To which I must reply: Get the fuck over it. Is there some god-given right I’m aware of to not be confused or made uncomfortable by the choices of others?
Plus, for gods’ sake, Motherhood is not splintering any more than it ever has splintered. People all the time find out that the person they thought was their mother isn’t or that the person they thought was their grandmother is really their mother or that they are adopted or whatever. And they’ve been finding those things out for millenia and yet we still have not managed to kill ourselves off, so maybe we can stop acting like we’re all teetering on the edge every time these women get some newfangled idea.

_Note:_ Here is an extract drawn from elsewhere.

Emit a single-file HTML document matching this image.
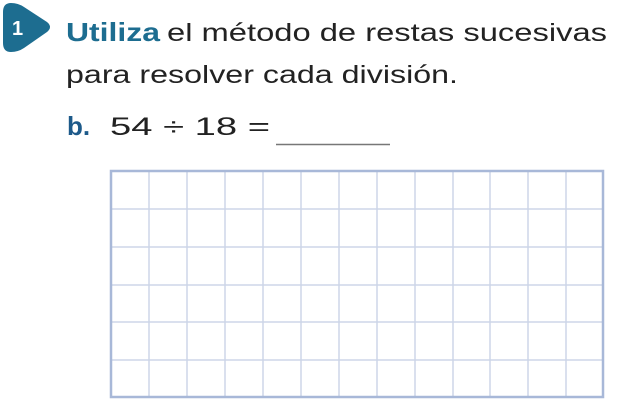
<!DOCTYPE html>
<html><head><style>
html,body{margin:0;padding:0;background:#fff;width:618px;height:409px;overflow:hidden}
</style></head><body>
<svg width="618" height="409" xmlns="http://www.w3.org/2000/svg" style="display:block">
<path d="M11 3 Q3 3 3 12 L3 43 Q3 52 11 52 Q18 52 24 48 L47 32 Q53 27 47 22 L24 7 Q18 3 11 3 Z" fill="#1d6d90"/>
<text x="12" y="35" font-family="Liberation Sans, sans-serif" font-weight="bold" font-size="20" fill="#fff">1</text>
<g font-family="Liberation Sans, sans-serif" font-size="25">
<text x="66" y="41" textLength="94" lengthAdjust="spacingAndGlyphs" fill="#1d6d90" font-weight="bold" font-size="26">Utiliza</text>
<text x="167" y="41" textLength="440" lengthAdjust="spacingAndGlyphs" fill="#222">el método de restas sucesivas</text>
<text x="66" y="83" textLength="392" lengthAdjust="spacingAndGlyphs" fill="#222">para resolver cada división.</text>
<text x="67" y="135" fill="#1d5a8a" font-weight="bold" font-size="26">b.</text>
<text x="110" y="135" textLength="160" lengthAdjust="spacingAndGlyphs" fill="#222">54 ÷ 18 =</text>
</g>
<line x1="276" y1="144.5" x2="390" y2="144.5" stroke="#777" stroke-width="1.5"/>
<g stroke="#cdd6e8" stroke-width="1.5">
<line x1="149" y1="171" x2="149" y2="397"/><line x1="187" y1="171" x2="187" y2="397"/>
<line x1="225" y1="171" x2="225" y2="397"/><line x1="263" y1="171" x2="263" y2="397"/>
<line x1="301" y1="171" x2="301" y2="397"/><line x1="339" y1="171" x2="339" y2="397"/>
<line x1="377" y1="171" x2="377" y2="397"/><line x1="415" y1="171" x2="415" y2="397"/>
<line x1="453" y1="171" x2="453" y2="397"/><line x1="490" y1="171" x2="490" y2="397"/>
<line x1="528" y1="171" x2="528" y2="397"/><line x1="566" y1="171" x2="566" y2="397"/>
<line x1="111" y1="209" x2="603" y2="209"/><line x1="111" y1="247" x2="603" y2="247"/>
<line x1="111" y1="285" x2="603" y2="285"/><line x1="111" y1="322" x2="603" y2="322"/>
<line x1="111" y1="360" x2="603" y2="360"/>
</g>
<rect x="111" y="171" width="492" height="226" fill="none" stroke="#a8b8d8" stroke-width="2.5"/>
</svg>
</body></html>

2. Between The Black Snob and Flea you can find everything there is left to be said about Sarah Palin at this point. I want to quote for you all of Flea’s post with a “Yes, see, that’s just what I was saying” about every other sentence, but that’s probably bad form. Here’s the part that sticks with me, though:
God, it’s predictable. I can only assume Palin was one of those women who thought she was the exception, the special one that didn’t need feminism, just can-do conservative bootstraps to pull herself up with. She was the one who didn’t need to “play the victim.” And she was perfectly willing to sell out all other women who weren’t as special as she is, because there can only be one token woman, anywhere, anytime.
Sucks for her to find out she’s not special after all, she’s just a slut in a towel that can be blamed and shamed like the rest of us, so the McCain boys can slink away, untarnished by their own cataclysmic mistakes.
Amen, Flea, amen.
3. Clearly, I should have spent my afternoon downtown at the protests. It looks like they had a nice turnout. But this part? “One of their stated goals is to reverse the basic gains gays and lesbians have made in their rights to adopt.” It brought me up cold.
I had not heard this. I read it and I am sore afraid it’s true, but I had not heard. Have any of you?
Some days, when I think about what is about to happen in Tennessee, I feel so helpless. What can we do in the face of so much evil, especially when that evil is preached and reinforced in churches across the state every Sunday?
Some days I feel like all we can do, effectively, is to stand up and speak honestly about what we’re seeing, to bear witness to it and to fight it every step of the way, even though we will surely lose, so that when they try to turn around in ten or fifteen or fifty years and say “You just don’t understand. That’s just the way things were back then. Everyone was like that. It wasn’t anything against gay people, it was just how society was. Nobody thought it was wrong. We didn’t know any better.” We can say, “Fuck you, we told you, every step of the way.”